Others such as Mead and Bakhtin say that speech has meaning when it is understood as part of an act of communication so thus we need to simulate the ear of the other to understand self-speech. The former, Mead, at least argues that we internalise an other in order to understand self speech as others understand it. He points out that threats (or growls, and indeed all speech acts ) need to be understood from the point of view of another for their import to be understood. A tiger does not scare herself with her roar. But humans do, to a degree, understand their threats, and hear and fear them, because they strive for self-understanding, by means of the generalised other.

Derrida turns this on its head (not that he mentions Mead) and argues, obscurely, that we *do not internalise the other to understand our speech, but speak to ourselves in order to internalise an other*. And we do this as Freud hints, so that we can have a libidinal, that is to say sexual, relationship with the original other, or mother. In other words, in plain English, self-speech is less some high-level, philosophical, cognitive activity but "mourning" the loss of mummy, by engaging in a masturbatory, homosexual (since we are only one sex), transsexual (since we pretending to be two), paedo (intergenerational) incestuous sexting with ourselves.

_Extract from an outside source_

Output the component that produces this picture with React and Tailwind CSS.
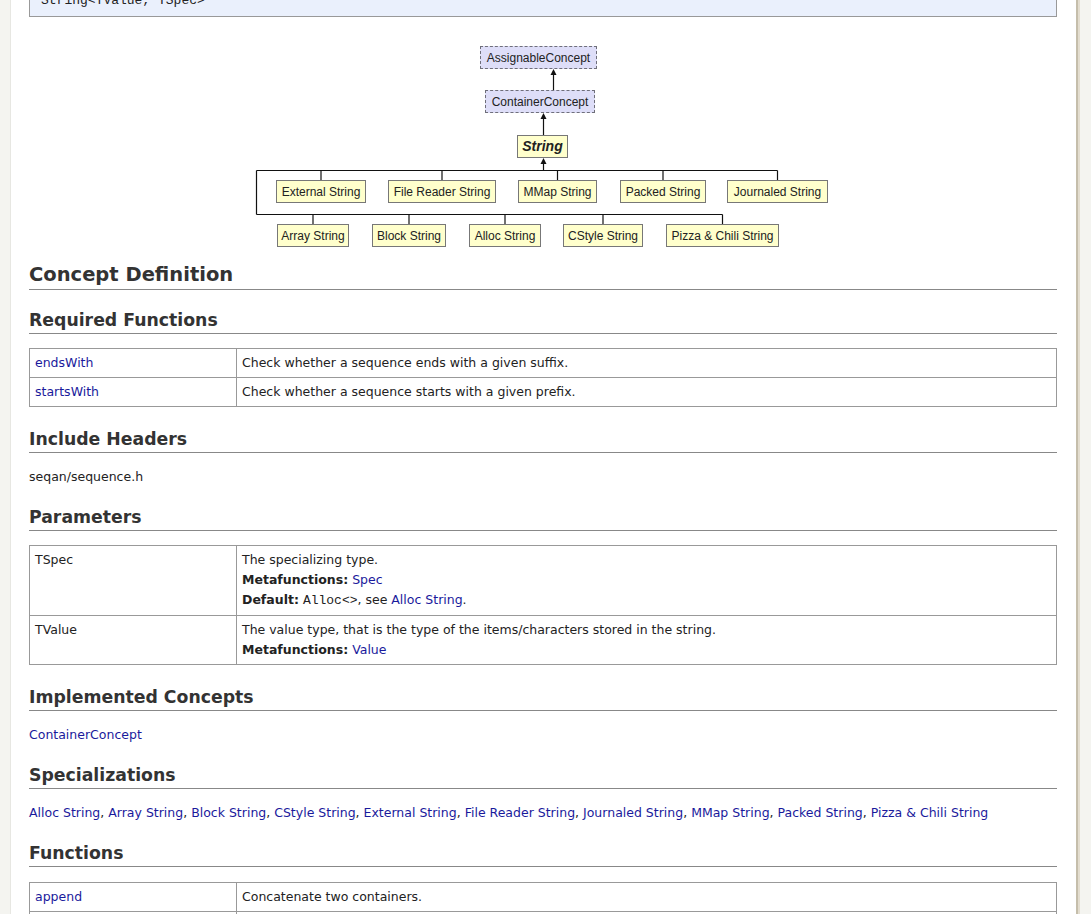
import React from "react"

const body = { fontFamily: '"DejaVu Sans", Verdana, sans-serif' }

// nodes of the class diagram (coords relative to the diagram box)
const concepts = [
  { label: "AssignableConcept", left: 451, top: 28, w: 117 },
  { label: "ContainerConcept", left: 456, top: 72, w: 110 },
]
const row1 = [
  { label: "External String", left: 247, w: 90 },
  { label: "File Reader String", left: 359, w: 108 },
  { label: "MMap String", left: 489, w: 79 },
  { label: "Packed String", left: 591, w: 86 },
  { label: "Journaled String", left: 698, w: 101 },
]
const row2 = [
  { label: "Array String", left: 248, w: 72 },
  { label: "Block String", left: 343, w: 74 },
  { label: "Alloc String", left: 440, w: 72 },
  { label: "CStyle String", left: 534, w: 80 },
  { label: "Pizza & Chili String", left: 637, w: 113 },
]

const specs = [
  "Alloc String", "Array String", "Block String", "CStyle String", "External String",
  "File Reader String", "Journaled String", "MMap String", "Packed String", "Pizza & Chili String",
]

const Arrow = ({ x, y }) => <polygon points={`${x},${y} ${x - 3},${y + 6} ${x + 3},${y + 6}`} fill="#111" />

const Diagram = () => {
  const c1 = row1.map((n) => n.left + n.w / 2)
  const c2 = row2.map((n) => n.left + n.w / 2)
  return (
    <div className="relative h-[244px] pt-[1px]" style={{ fontFamily: '"Liberation Sans", Arial, sans-serif' }}>
      <div className="relative h-[243px]">
        <svg className="absolute inset-0" width="1028" height="243">
          <g stroke="#111" strokeWidth="1.2" fill="none">
            <line x1="524.5" y1="53" x2="524.5" y2="72" />
            <line x1="514.5" y1="97" x2="514.5" y2="117" />
            <line x1="514.5" y1="142" x2="514.5" y2="152.5" />
            <line x1="227.5" y1="152.5" x2={c1[4]} y2="152.5" />
            {c1.map((x, i) => <line key={i} x1={x} y1="152.5" x2={x} y2="162" />)}
            <line x1="227.5" y1="152.5" x2="227.5" y2="196.5" />
            <line x1="227.5" y1="196.5" x2={c2[4]} y2="196.5" />
            {c2.map((x, i) => <line key={i} x1={x} y1="196.5" x2={x} y2="206" />)}
          </g>
          <Arrow x={524.5} y={51} />
          <Arrow x={514.5} y={95} />
          <Arrow x={514.5} y={140} />
        </svg>
        {concepts.map((n) => (
          <div
            key={n.label}
            className="absolute h-[23px] flex items-center justify-center border border-dashed border-[#6f6f7a] bg-[#dedef8] text-[12px] text-[#222]"
            style={{ left: n.left, top: n.top, width: n.w }}
          >
            {n.label}
          </div>
        ))}
        <div className="absolute left-[488px] top-[117px] w-[51px] h-[23px] flex items-center justify-center border border-[#777] bg-[#ffffcc] text-[14px] font-bold italic text-[#222]">
          String
        </div>
        {row1.map((n) => (
          <div
            key={n.label}
            className="absolute top-[162px] h-[23px] flex items-center justify-center border border-[#777] bg-[#ffffcc] text-[12px] text-[#222]"
            style={{ left: n.left, width: n.w }}
          >
            {n.label}
          </div>
        ))}
        {row2.map((n) => (
          <div
            key={n.label}
            className="absolute top-[206px] h-[23px] flex items-center justify-center border border-[#777] bg-[#ffffcc] text-[12px] text-[#222]"
            style={{ left: n.left, width: n.w }}
          >
            {n.label}
          </div>
        ))}
      </div>
    </div>
  )
}

const H2 = ({ children, className = "" }) => (
  <h2 className={`text-[17.3px] font-bold leading-[24px] text-[#333] border-b border-[#888] pb-[1px] ${className}`}>{children}</h2>
)

const A = ({ children }) => <a href="#" className="text-[#1a1a9c]">{children}</a>

const Table = ({ rows }) => (
  <table className="w-full border-collapse text-[12.5px] leading-[20px] text-[#222]">
    <tbody>
      {rows.map((r, i) => (
        <tr key={i}>
          <td className="w-[207px] border border-[#999] px-[5px] py-[4px] align-top">{r[0]}</td>
          <td className="border border-[#999] px-[5px] py-[4px] align-top">{r[1]}</td>
        </tr>
      ))}
    </tbody>
  </table>
)

const mono = { fontFamily: '"Liberation Mono", "Courier New", monospace' }

export default function App() {
  return (
    <div className="flex h-[914px] overflow-hidden bg-[#f4f4f0]" style={body}>
      <div className="w-[11px] shrink-0 border-r border-[#e7e7e2]" />
      <main className="w-[1065px] shrink-0 bg-white pl-[18px] pr-[19px]">
        {/* code box, top cut off */}
        <div className="mt-[-15px] border border-[#999] bg-[#eaf0fc] px-[11px] py-[6px] text-[13px] leading-[18px] text-[#222]" style={mono}>
          String&lt;TValue, TSpec&gt;
        </div>

        <Diagram />

        <h1 className="text-[19.5px] font-bold leading-[28px] text-[#333] border-b border-[#888]">Concept Definition</h1>

        <H2 className="mt-[18px]">Required Functions</H2>
        <div className="mt-[14px]">
          <Table
            rows={[
              [<A>endsWith</A>, "Check whether a sequence ends with a given suffix."],
              [<A>startsWith</A>, "Check whether a sequence starts with a given prefix."],
            ]}
          />
        </div>

        <H2 className="mt-[20px]">Include Headers</H2>
        <p className="mt-[14px] text-[12.5px] leading-[20px] text-[#222]">seqan/sequence.h</p>

        <H2 className="mt-[18px]">Parameters</H2>
        <div className="mt-[14px]">
          <Table
            rows={[
              [
                "TSpec",
                <>
                  <div>The specializing type.</div>
                  <div><b>Metafunctions:</b> <A>Spec</A></div>
                  <div>
                    <b>Default:</b> <span className="text-[13px]" style={mono}>Alloc&lt;&gt;</span>, see <A>Alloc String</A>.
                  </div>
                </>,
              ],
              [
                "TValue",
                <>
                  <div>The value type, that is the type of the items/characters stored in the string.</div>
                  <div><b>Metafunctions:</b> <A>Value</A></div>
                </>,
              ],
            ]}
          />
        </div>

        <H2 className="mt-[20px]">Implemented Concepts</H2>
        <p className="mt-[14px] text-[12.5px] leading-[20px]"><A>ContainerConcept</A></p>

        <H2 className="mt-[18px]">Specializations</H2>
        <p className="mt-[14px] text-[12.5px] leading-[20px] text-[#222]">
          {specs.map((s, i) => (
            <React.Fragment key={s}>
              <A>{s}</A>
              {i < specs.length - 1 ? ", " : ""}
            </React.Fragment>
          ))}
        </p>

        <H2 className="mt-[18px]">Functions</H2>
        <div className="mt-[15px]">
          <Table
            rows={[
              [<A>append</A>, "Concatenate two containers."],
              [<A>appendValue</A>, "Appends a value to a container."],
              [<A>assign</A>, "Assigns one object to another object."],
            ]}
          />
        </div>
      </main>
      <div className="flex-1 border-l-2 border-[#c5beab]">
        <div className="h-full border-l-2 border-[#e3ddcf]" />
      </div>
    </div>
  )
}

"The Postcard" - a series of homoerotic love letters that are surely self-addressed - is the postal allegory of the mental event. No wonder Derrida is obscure. He never makes himself plain since this situation is so unpleasant. These voices in my mind, my thoughts, myselfing, are thus a particularly nasty, pornographic radio play script, that create my false sense of self.

Once one appreciates what Derrida is hinting at, then this book becomes a lot clearer but it still pretty obscure, innuendo. I give this book 5 stars (or more) because there are few other works that seem even to be aware of the horror.